Overseeing this tight twining together of music and theatrical vision is James Conlon, who commands a huge orchestra and a kinetic cast with wildness and precision. He brings out the score’s lurid colors and rough sarcasm, but also its flashes of empathy. As the Met’s production brings out with bitter humor, the opera has more to offer than bloodlust and debauchery. Before she evolves into a blood-soaked Lady Macbeth, Katerina Ismailova begins the opera as a Russian Madame Bovary, bored and lonely and oppressed by her comforts. The neglected factory owner’s wife spends her days in a negligee, luxuriating in sultry boredom while the oboe accompanies her in tender, meandering phrases. She heaves and droops and flounces around the house, her ordinary discontent transfigured by the raw, expressive score, her whines answered Sergei, sung by the excellent Brandon Jovanovich. Lovers, like money and alcohol, tend to disappoint in this opera, which really should have pleased Stalin: It’s a parable of selfishness and lechery ending badly. What starts out as an overheated romp ends with a slow trudge to Siberia. It’s hugely to Jovanovich’s credit that he conveyed Sergei’s fecklessness as well as his charm.
Vick, like Shostakovich, is cruel about fantasies and sappy metaphors. At one point, the stage is enclosed by walls painted sky blue, with little fluffy clouds. A row of doors suggests that there are choices to be made, opportunities to discover, prizes to win. But of course, the doors are kicked in, the prizes are of the booby variety, and there’s nowhere to go but jail. Vick has equipped Katerina’s husband with a car, a basic Eastern European sedan the color of dried blood. It behaves like a character with no lines; we see it drive off in innocence and return in outrage, receive a murder victim’s body in its trunk, and reappear after intermission, crushed by a wrecker’s ball. An orthodox priest dances on its crumpled carcass. If all this sounds ugly, that’s nothing compared to Paul Brown’s gleefully repulsive array of print dresses, workman’s gear, and prisoners’ uniforms, not to mention Katerina’s fuschia-sheeted bed. It takes great talent to muster so much comic hideousness and arrange it into this ravishing show.

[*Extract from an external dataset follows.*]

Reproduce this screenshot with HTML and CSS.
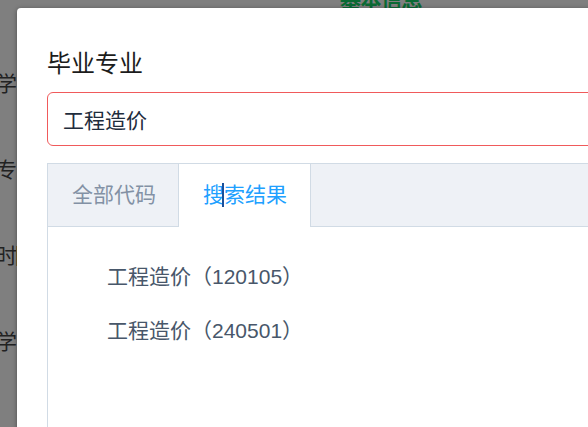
FILE: index.html
```html
<!DOCTYPE html>
<html lang="zh-CN">
<head>
<meta charset="utf-8">
<title>毕业专业</title>
<link rel="stylesheet" href="styles.css">
</head>
<body>
<div class="page">
  <div class="sec-title">基本信息</div>
  <div class="labels">
    <div class="label">学历</div>
    <div class="label">专业</div>
    <div class="label">时<span class="field-edge"></span></div>
    <div class="label">学位</div>
  </div>
</div>

<div class="dialog">
  <div class="dialog-title">毕业专业</div>
  <div class="input">工程造价</div>
  <div class="tabs">
    <div class="tab-header">
      <div class="tab">全部代码</div>
      <div class="tab active">搜索结果</div>
    </div>
    <div class="tab-body">
      <div class="item">工程造价（120105）</div>
      <div class="item">工程造价（240501）</div>
    </div>
  </div>
  <span class="cursor"></span>
</div>
</body>
</html>
```

FILE: styles.css
```css
html, body {
  margin: 0;
  padding: 0;
  width: 588px;
  height: 427px;
  overflow: hidden;
}

body {
  font-family: "Liberation Sans", "Noto Sans CJK SC", sans-serif;
  background: #7f7f7f;
  position: relative;
}

.page {
  height: 427px;
  background: #7f7f7f;
  overflow: hidden;
}

.sec-title {
  margin: -12px 0 0 340px;
  font-size: 21px;
  line-height: 24px;
  font-weight: bold;
  color: #0a6a34;
  letter-spacing: -0.5px;
}

.labels {
  margin: 29px 0 0 -4px;
  display: flex;
  flex-direction: column;
}

.label {
  font-size: 21px;
  line-height: 86px;
  height: 86px;
  color: #222;
  display: flex;
  align-items: center;
}

.field-edge {
  display: inline-block;
  width: 3px;
  height: 20px;
  margin-left: -1px;
  background: #7a6330;
}

.dialog {
  position: absolute;
  left: 17px;
  top: 8px;
  width: 660px;
  height: 520px;
  background: #fff;
  border-radius: 4px;
  box-shadow: 0 1px 5px rgba(0, 0, 0, 0.4);
  padding: 44px 0 0 30px;
  box-sizing: border-box;
}

.dialog-title {
  font-size: 24px;
  line-height: 24px;
  color: #1c1c1c;
}

.input {
  margin-top: 16px;
  height: 54px;
  box-sizing: border-box;
  border: 1px solid #f05a5b;
  border-radius: 6px;
  padding: 0 15px;
  display: flex;
  align-items: center;
  font-size: 21px;
  color: #1f2d3d;
}

.tabs {
  margin-top: 17px;
  border: 1px solid #d1dbe5;
  height: 400px;
  box-sizing: border-box;
}

.tab-header {
  display: flex;
  height: 62px;
  background: #eef1f6;
  border-bottom: 1px solid #d1dbe5;
}

.tab {
  padding: 0 23px 0 24px;
  font-size: 21px;
  line-height: 62px;
  color: #8391a5;
}

.tab.active {
  margin-left: -1px;
  height: 63px;
  background: #fff;
  color: #20a0ff;
  border-left: 1px solid #d1dbe5;
  border-right: 1px solid #d1dbe5;
}

.tab-body {
  padding: 23px 0 0 59px;
}

.item {
  font-size: 21px;
  line-height: 54px;
  color: #48576a;
}

.cursor {
  position: absolute;
  left: 205px;
  top: 175px;
  width: 2px;
  height: 24px;
  background: #1b4f9a;
}
```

At the center of it all is the soprano Eva-Maria Westbroek, who, after singing the original production of Mark-Turnage’s reality-based Anna Nicole, is in danger of being trapped in the roles of temptresses with Costco-size bosoms and desperate destinies. Granted, opera offers an abundance of roles like that, but Katerina is special in that her daydreams are so blinkered, her veneer of romance so thin that all she wants, really, is a bit of anodyne attention. It’s not easy to get right that mixture of lassitude and bravado, but Westbroek does. Her voice is supple and strong, her body voluptuous and agile, yet she uses these gifts to portray a pathetically wan character. Shostakovich’s genius was to project small lives onto an epic scale, not by heroizing his characters but by adorning their faults in vivid music. Her father-in-law, sung with thuggish realism by Anatoli Kotscherga, enters to a heavy-footed bassoon melody above a quietly blurting ground bass, a sound that Prokofiev recycled a couple of years later in Peter and the Wolf. It’s a comic clue, a brushstroke of sonic grotesquerie that inspires Vick’s visual style.
Lady Macbeth of Mtsensk is at the Metropolitan Opera through November 29.